In the trim.seqs command, mothur will scrap the sequence if any part of the trimming fails.

I have a similar problem. I added the linker to the barcode, which was a good improvement. However, I still find some unexpected assignments. Two examples. In my pool, I have no sample corresponding to these barcodes (the linker is AG). However, mothur (with bdiffs=1) assigned these sequences:

ex 1:

barcode
ACGTAGCTAG
seq
ACGTCGCTGGTTACCGCGG…

ex 2:

barcode
CAGTGAGAAG
seq
CAGTGAAGGTTACCGCGGCTG…

The barcodes are designed in order to require a minimum of two differences between samples. Over 8 position (10 with the linker), here we have far many differences. For info, the primer starts at GGTTACC. Maybe, it would be more stringent to read the barcode without allowing indels. Indels allow too many differences. What do you think?
In advance, thanks for help.

What version of mothur are you using?
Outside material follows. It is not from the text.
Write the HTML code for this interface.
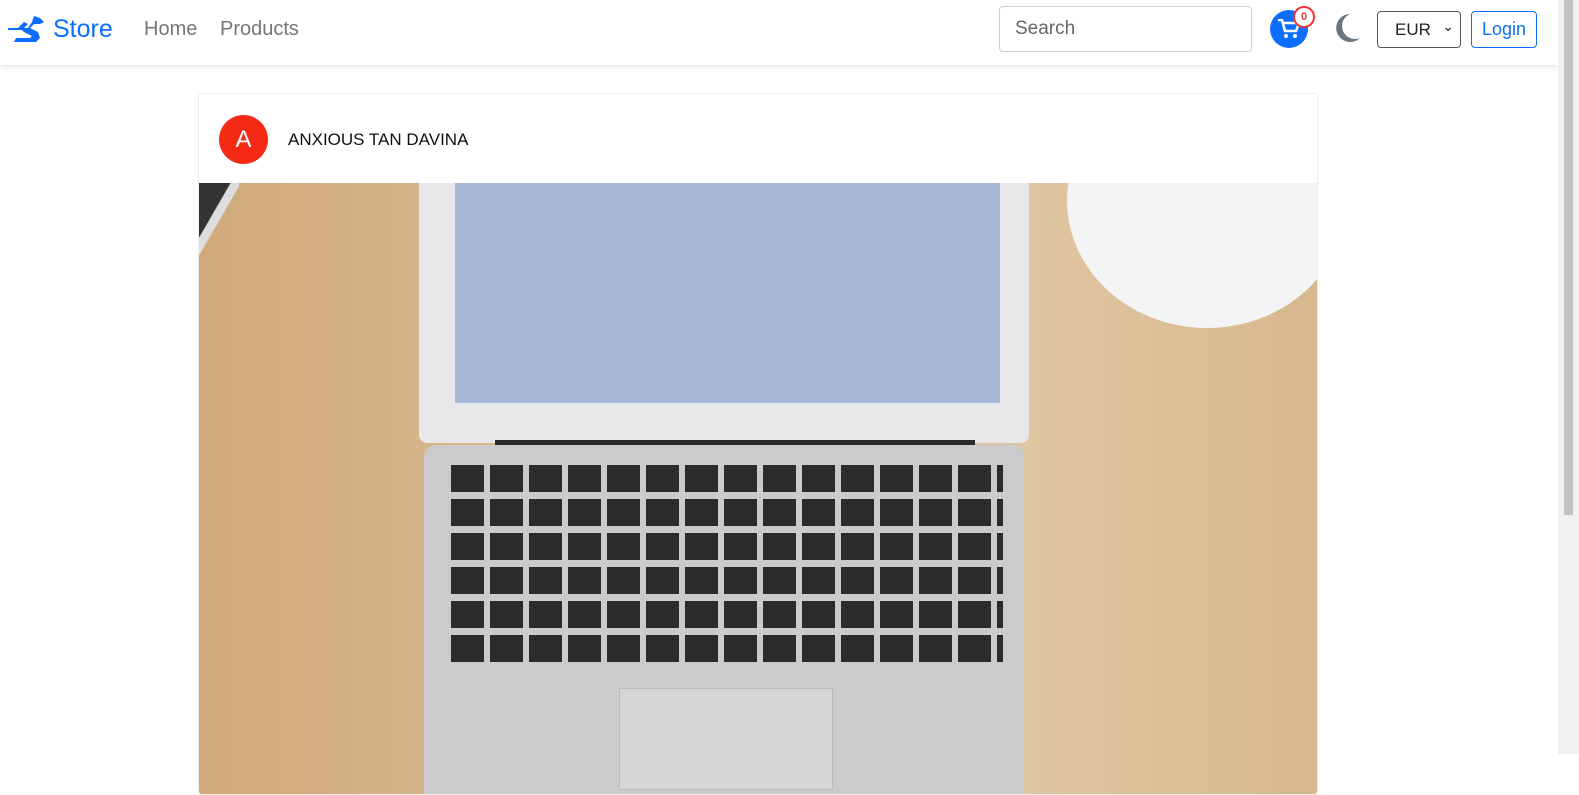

When I ran your sequence fragments with some debug flags I am getting:

[DEBUG]: reading type - barcode.
[DEBUG]: reading - ACGTAGCTAG.
[DEBUG]: reading type - barcode.
[DEBUG]: reading - CAGTGAGAAG.
[DEBUG]: 0 0 52
[DEBUG]: seq aligned fragment =ACGTCGCTGG, barcode =ACGTAGCTAG, numDiffs = 2
[DEBUG]: seq aligned fragment =ACGTC-GCTG-GT–, barcode =----CAG-TGAGAAG, numDiffs = 10
[DEBUG]: seq, trashcode= b
[DEBUG]: seq2 aligned fragment =-CAGT-G-AAG, barcode =AC-GTAGCTAG, numDiffs = 5
[DEBUG]: seq2 aligned fragment =CAGTGA-AGG, barcode =CAGTGAGAAG, numDiffs = 2
[DEBUG]: seq2, trashcode= b

Mothur scraps both sequences because the barcode can’t be found.

Thanks for your answer, and for spending time on these strange results.
I am using version 1.31.2
Would you need more info, more examples, to find the origin of the problem?